Il est alors venu vers moi, en tant que généalogiste, pour connaître le devenir de ceux-ci. Où étaient Alexandrine et Gwenc’hlan ? Étaient-ils toujours en vie ? Accepterais-je de l’aider ? Je lui ai demandé qu’il me signe un mandat, lui donnant comme modèle celui que peuvent signer les notaires aux généalogistes successoraux. Il valait mieux se couvrir légalement.

C’est ainsi que Donovan a découvert que, du côté d’Alexandrine, il avait plusieurs sœurs nées aux quatre coins de France et de Navarre, qui ne se connaissaient pas forcément. Même si le lien familial était rompu définitivement, du fait de son adoption plénière, Donovan les a toutes rencontrées et des liens se sont créés, plus ou moins forts. Alexandrine en revanche, une fois contactée, n’a jamais voulu reconnaître qu’elle avait ce fils ni le rencontrer.

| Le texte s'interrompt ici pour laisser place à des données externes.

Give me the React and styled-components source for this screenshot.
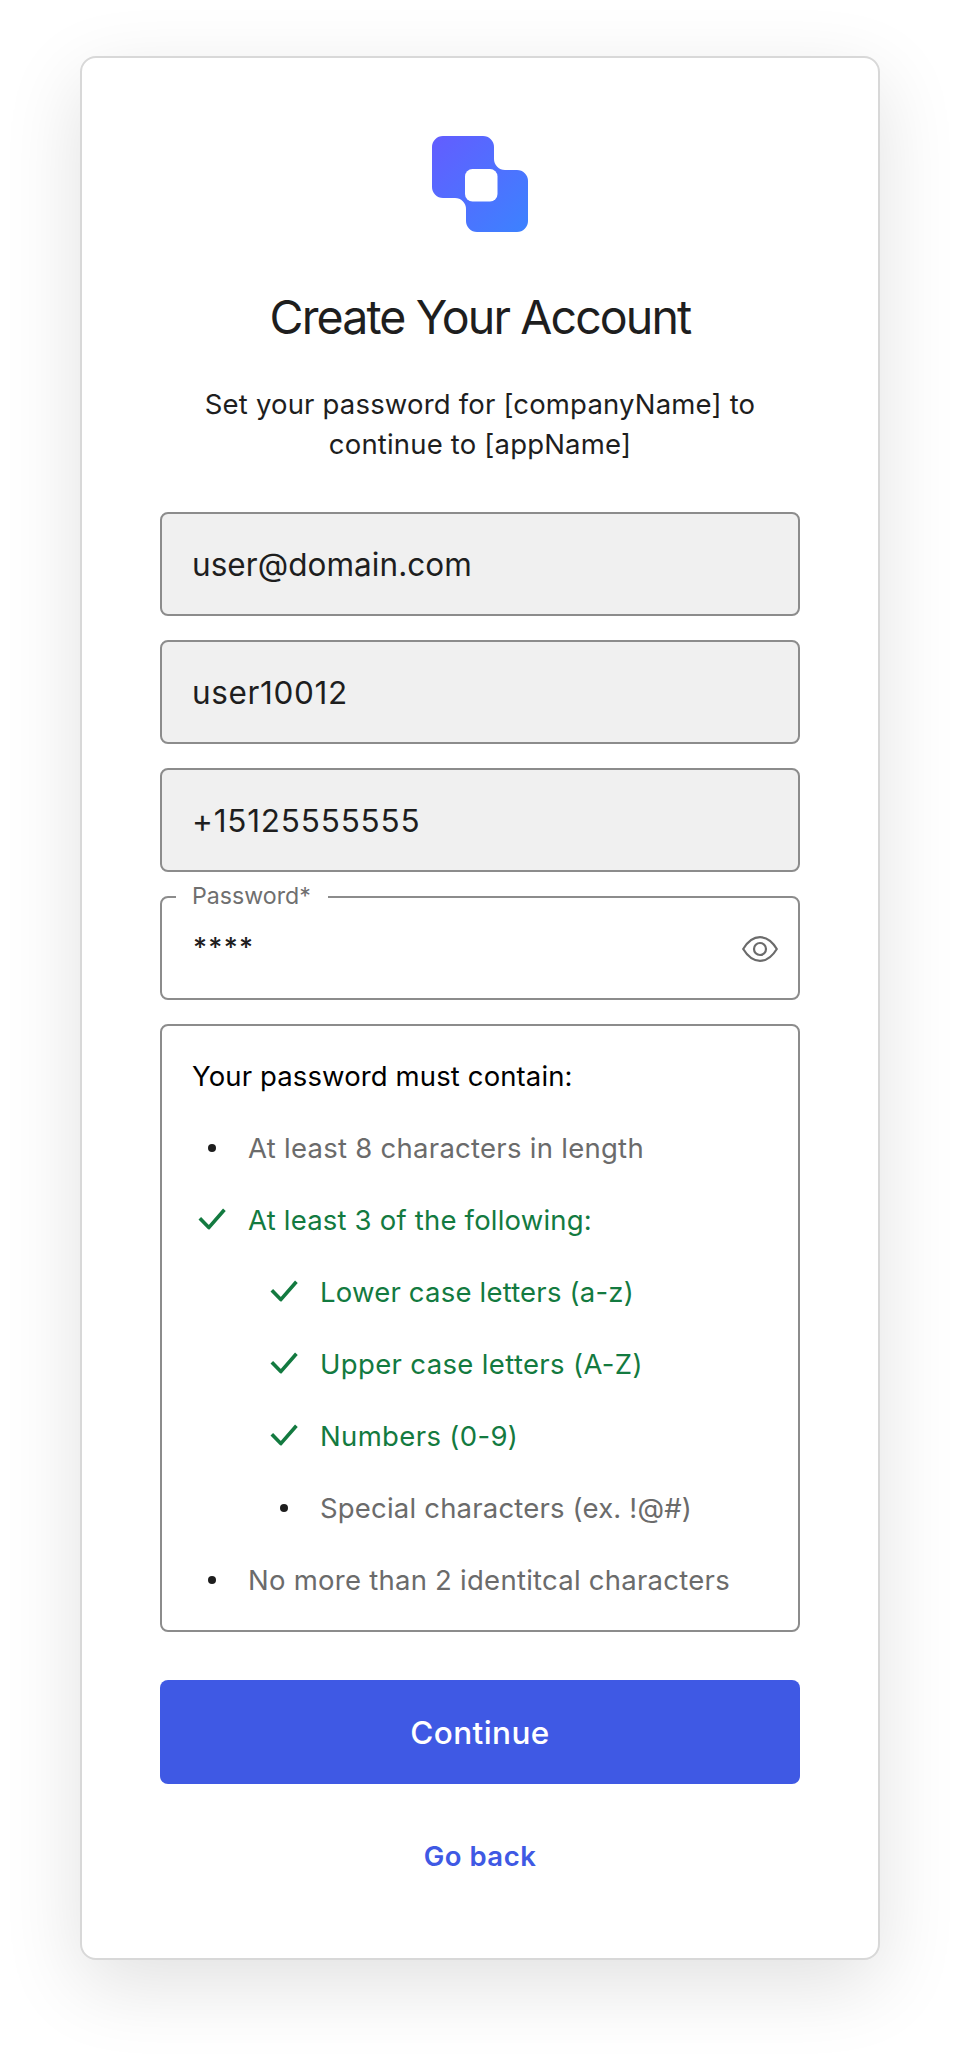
import React from "react";
import styled, { createGlobalStyle } from "styled-components";

const GlobalStyle = createGlobalStyle`
  *, *::before, *::after { box-sizing: border-box; }
  body { margin: 0; background: #fff; }
`;

const Page = styled.main`
  display: flex;
  justify-content: center;
  align-items: flex-start;
  min-height: 2064px;
  padding-top: 56px;
  font-family: Inter, "Liberation Sans", sans-serif;
  color: #1e1e1e;
`;

const Card = styled.section`
  display: flex;
  flex-direction: column;
  width: 800px;
  height: 1904px;
  padding: 78px;
  border: 2px solid #d8d8d8;
  border-radius: 16px;
  background: #fff;
  box-shadow: 0 24px 80px rgba(0, 0, 0, 0.12);
`;

const Logo = styled.svg`
  display: block;
  flex: none;
  width: 96px;
  height: 96px;
  margin: 0 auto;
`;

const Title = styled.h1`
  margin: 55px 0 0;
  font-size: 46.5px;
  font-weight: 400;
  line-height: 60px;
  letter-spacing: -1.88px;
  text-align: center;
`;

const Subtitle = styled.p`
  margin: 37px 0 48px;
  font-size: 27.5px;
  line-height: 40px;
  letter-spacing: 0.18px;
  text-align: center;
`;

const Form = styled.form`
  display: flex;
  flex-direction: column;
  gap: 24px;
`;

const Field = styled.div`
  display: flex;
  align-items: center;
  height: 104px;
  padding: 1px 18px 0 30px;
  border: 2px solid #8c8c8c;
  border-radius: 8px;
  background: #f0f0f0;
  font-size: 31.5px;
  letter-spacing: ${(p) => p.$tracking}px;
`;

const PasswordField = styled(Field)`
  position: relative;
  justify-content: space-between;
  background: #fff;
`;

const FloatingLabel = styled.label`
  position: absolute;
  top: -18px;
  left: 14px;
  padding: 0 17px 0 16px;
  background: #fff;
  color: #6f6f6f;
  font-size: 23.2px;
  line-height: 32px;
  letter-spacing: 0;
`;

const Mask = styled.span`
  padding: 0 0 3px 1px;
  font-size: 27px;
  font-weight: 500;
  letter-spacing: 1.3px;
`;

const EyeIcon = styled.svg`
  width: 40px;
  height: 40px;
`;

const Rules = styled.div`
  display: flex;
  flex-direction: column;
  gap: 32px;
  padding: 30px;
  border: 2px solid #8c8c8c;
  border-radius: 8px;
  font-size: 27.5px;
  line-height: 40px;
`;

const RulesHeading = styled.div`
  color: #000;
  letter-spacing: 0.12px;
`;

const Rule = styled.div`
  display: flex;
  gap: 16px;
  margin-left: ${(p) => (p.$nested ? 72 : 0)}px;
  color: ${(p) => (p.$met ? "#137a40" : "#6b6b6b")};
  letter-spacing: ${(p) => p.$tracking}px;
  white-space: nowrap;
`;

const RuleIcon = styled.svg`
  flex: none;
  width: 40px;
  height: 40px;
`;

const SubmitButton = styled.button`
  height: 104px;
  margin: 24px 0 0;
  padding: 1px 0 0;
  border: 0;
  border-radius: 8px;
  background: #3f59e4;
  color: #fff;
  font: 500 31.5px Inter, "Liberation Sans", sans-serif;
  letter-spacing: 0.4px;
`;

const BackLink = styled.a`
  margin: 52px auto 0;
  color: #3f59e4;
  font-size: 27.5px;
  font-weight: 600;
  line-height: 40px;
  letter-spacing: 0.5px;
`;

const rules = [
  { text: "At least 8 characters in length", tracking: 0.27 },
  { text: "At least 3 of the following:", met: true, tracking: 0.2 },
  { text: "Lower case letters (a-z)", met: true, nested: true, tracking: 0.2 },
  { text: "Upper case letters (A-Z)", met: true, nested: true, tracking: 0.35 },
  { text: "Numbers (0-9)", met: true, nested: true, tracking: 0.35 },
  { text: "Special characters (ex. !@#)", nested: true, tracking: 0.19 },
  { text: "No more than 2 identitcal characters", tracking: 0.25 },
];

export default function App() {
  return (
    <Page>
      <GlobalStyle />
      <Card>
        <Logo viewBox="0 0 96 96">
          <defs>
            <linearGradient id="brand" x1="0" y1="0" x2="1" y2="1">
              <stop offset="0" stopColor="#635dff" />
              <stop offset="1" stopColor="#3c82ff" />
            </linearGradient>
          </defs>
          <path
            fill="url(#brand)"
            d="M11 0H51A11 11 0 0 1 62 11V23A11 11 0 0 0 73 34H85A11 11 0 0 1 96 45V85A11 11 0 0 1 85 96H45A11 11 0 0 1 34 85V73A11 11 0 0 0 23 62H11A11 11 0 0 1 0 51V11A11 11 0 0 1 11 0Z"
          />
          <rect x="33" y="33" width="32.5" height="32.5" rx="7.5" fill="#fff" />
        </Logo>
        <Title>Create Your Account</Title>
        <Subtitle>
          Set your password for [companyName] to
          <br />
          continue to [appName]
        </Subtitle>
        <Form>
          <Field $tracking={0.05}>user@domain.com</Field>
          <Field $tracking={0.64}>user10012</Field>
          <Field $tracking={0.8}>+15125555555</Field>
          <PasswordField $tracking={0}>
            <FloatingLabel>Password*</FloatingLabel>
            <Mask>****</Mask>
            <EyeIcon viewBox="0 0 40 40" fill="none" stroke="#6b6b6b" strokeWidth="2.2">
              <path d="M3.2 20C7.8 12.4 13.6 8.2 20 8.2S32.2 12.4 36.8 20C32.2 27.6 26.4 31.8 20 31.8S7.8 27.6 3.2 20Z" strokeLinejoin="round" />
              <circle cx="20" cy="20" r="6" />
            </EyeIcon>
          </PasswordField>
          <Rules>
            <RulesHeading>Your password must contain:</RulesHeading>
            {rules.map((r) => (
              <Rule key={r.text} $met={r.met} $nested={r.nested} $tracking={r.tracking}>
                <RuleIcon viewBox="0 0 40 40">
                  {r.met ? (
                    <path d="M7.8 18.3L16.8 27.6L32.4 9.8" fill="none" stroke="#137a40" strokeWidth="3.6" strokeLinejoin="round" />
                  ) : (
                    <circle cx="20" cy="20" r="4" fill="#1e1e1e" />
                  )}
                </RuleIcon>
                <span>{r.text}</span>
              </Rule>
            ))}
          </Rules>
          <SubmitButton type="button">Continue</SubmitButton>
        </Form>
        <BackLink>Go back</BackLink>
      </Card>
    </Page>
  );
}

Gwenc’hlan quant à lui était décédé sur un chantier, dans le cadre d’un accident de travail, au moment où il n’avait plus donné de nouvelles à Soizic et Erwan. Ne sachant pas qu’il était père d’un fils, personne n’avait songé le moins du monde à prévenir qui que ce soit. Et comme Gwenc’hlan était fils unique de parents nés eux aussi enfants uniques, aucune famille proche n’avait pu le dire à son employeur. Son père ne lui avait rien laissé malheureusement.